Seemingly as quick as a light switch, NC State’s top scorer, was added to the long list of top Triangle women’s players with knee injuries.
The Wolfpack have been bit by multiple knee injuries in recent weeks having lost both senior guard Myisha Goodwin-Coleman and senior center Lakeesa Daniel to ACL injuries. Should they lose Gatling for the weekend or beyond, that is a combined 32 points per game confined to the bench. Oh, and they are slated to go up against No. 1 Notre Dame Saturday in the semis.
“We had to play without her for a couple stretches today, so I have confidence,” senior Kody Burke said about the prospect of being without the senior from Athens Drive High School. Burke will be tasked to shoulder the bulk of the load – with or without Gatling – if the Wolfpack want to make any sort of run in the NCAA Tournament.
The first of Burke’s 2014 postseason dress rehearsals went better than scripted as she poured in 21 points and added 16 rebounds against Syracuse.
“The ACC Tournament is the time to make a statement for the postseason,” Burke said.
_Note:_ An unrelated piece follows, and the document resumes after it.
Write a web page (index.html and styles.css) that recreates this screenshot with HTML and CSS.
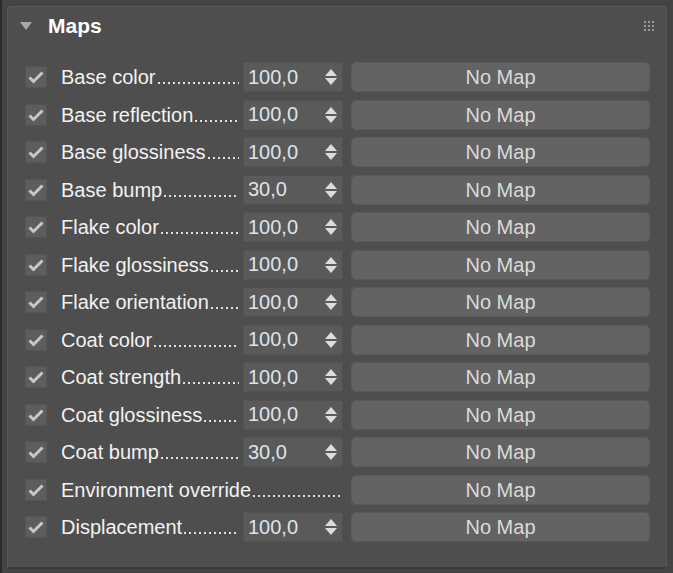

Duke has been hit just as hard with the knee injuries losing its core backcourt. Both senior Chelsea Gray and sophomore Alexis Jones will be coaching teammates the rest of the way for a Blue Devils team that lost four of their final eight regular season games, and according to head coach Joanne P. McCallie, “are starting a little bit of a new season.”
“There is no precedent on the men’s or women’s side on the losses we have had, “McCallie said. “We need to be a rebounding and defensive team more than ever.”
On Friday night in the third of four quarterfinals in Greensboro, Duke did just that, out-rebounding Georgia Tech 49-36 and holding the Yellow Jackets to an abysmal 24 percent shooting in an 82-52 win.
The Blue Devils also doubled Georgia Tech up on points in the paint and set a new conference tournament record with 13 blocked shots. They could possibly live without two top guards if they play that big inside for the next month.
"Blocked shots are intimidating," Duke's Elizabeth Williams said after swatting away five on Friday. "Everyone had their hands up."
The victory creates a matchup with either North Carolina or Maryland Saturday in the conference semis.
UNC, on paper the healthiest of the bunch, is not without loss as head coach Sylvia Hatchell is not expected back until the NCAA Tournament. Their biggest obsticale may be youth as they often start three freshmen.
"We never use the excuse of being young as a bail-out," interim head coach Andrew Calder said.
None of NC State, Duke or UNC have to worry about making the big dance, all are comfortably in. Adapting to injuries and relying on the next player up will be key in determining how far they go, however.